A succession of landlords all flatly refused to do repairs on this protected premises. Water had been pouring through the ceiling just inside the front door for months.
However the significant drawback of protected tenancies is repairs. The Landlord and Tenant (Amendment) Act 1948 is silent on the need for landlords to do repairs or maintenance. What this means is that many protected tenants are older tenants who, on the one hand have been able to age-in-place, but on the other hand live in homes crumbling around them, because their landlord refuses to do any repairs – sometimes in an attempt to force them out.

Recently we spoke with John, a protected tenant who has been living in his home in Randwick since 1978. We asked him about his experience in a protected tenancy and the ongoing issues he has faced around repairs ...

John moved into his unit in Randwick 39 years ago. It was an old Victorian place with rococo ceilings, a spacious feel - it had one large bedroom and a small room at the back - and a nice view over the racecourse.

But it was falling to pieces: “when I moved in the place was dreadful, everything was faulty”. There was no paint on the walls, the floorboards were loose and squeaked as you moved across them, and the lino had holes in it. The kitchen was a wreck. For $40 a week though, John thought he could live with it.

When he moved in John painted the apartment after confirming that the landlord at the time would reimburse him. The landlord never reimbursed him. Thanks to his handiwork over the years the unit is in good condition, but he has had to do a lot of work. He installed a new kitchen and a new heater, has put in carpets, and paid for significant additional repairs to the bathroom: “I’ve invested a bit into this place. The work I’ve done has made it into a nice place, a home for me”.

One of the few ways a protected tenant can get repairs done is to complain to their local council about the disrepair a building is in. Randwick Council under the Environmental Planning and Assessment Act 1979 has ordered John’s landlord to undertake repairs at least a couple of times. Once when the balconies for the unit block were crumbling and had to have work done to ensure the safety of occupants and passers-by. On another occasion they were required to bring in an electrician to attend to electrical faults that were posing significant safety risks for the entire building. John reports that in this instance his then landlord did call in an electrician, but failed to pay them. As a result the electrician refused to finish the work. In general his original landlord refused to do any work on the unit, including structural repairs.

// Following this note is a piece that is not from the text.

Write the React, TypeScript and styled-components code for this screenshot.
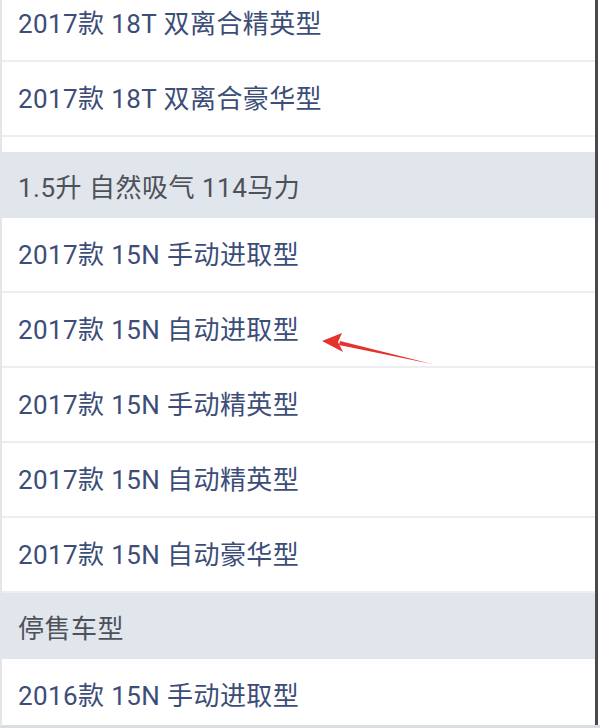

The landlord's failure to undertake repairs has been a significant and ongoing problem for John:
I don’t see why I should be responsible for structural defects and electrical problems as a protected tenant. I don’t mind doing the things I can do, but the structural issues ... [should be done by the landlord].
Recently the original landlord who John had entered into his tenancy with sold the building (John reports they bought it originally for 7000 pounds, and when it sold 18 months ago it went for $4.2 million). The new owner tried unsuccessfully to evict John. John attributes his success in fighting the eviction in large part to the excellent support he received from a local tenant advocate from the Eastern Area Tenants Advice Service. The new landlord has subsequently undertaken significant renovations and repairs to all of the other units in the building, but - like John's original landlord - has left John's unit untouched.

When asked if he thought tenants should give up their established rights around repairs to secure a longer fixed term lease in the current private rental market, John was clear:
No, it’s not worth it. Not even if you’re going to rent one of the newer places. I know lots of people in Randwick in these new apartments who have lots of problems. Repairs come up often. The rent that tenants are expected to pay now, the landlord should bloody well look after the place.

1 comment:

  1. "The rent that tenants are expected to pay now, the landlord should bloody well look after the place."
    I think that sentence sums it up. If a landlord is unable, or unwilling, to spend money on repairs then they need to choose a different investment portfolio. Repairs are part of being a landlord, and help to maintain the property for optimum price.
    I have struggled in the past to understand why a landlord would want to be paying the real estate to find a new tenant each year. One would have thought they would be happy not to keep changing tenants with lost rent and more agent fees.
    Maybe it is the agents who are choosing to do this.
    Whilst our tax laws allow a landlord to claim Negative Gearing and the Capital Gains Tax Benefits there is little incentive to keep a property for long term, my understanding of the Tax laws is the landlord need to either live in a property every 6 years or sell it. This is certainly not allowing for many long term tenants.
    Changing the Tax laws, along with the removal of no grounds terminations and you may see a natural progression to long term tenancies without the need to insist tenants do the repairs as well as pay unaffordable rent.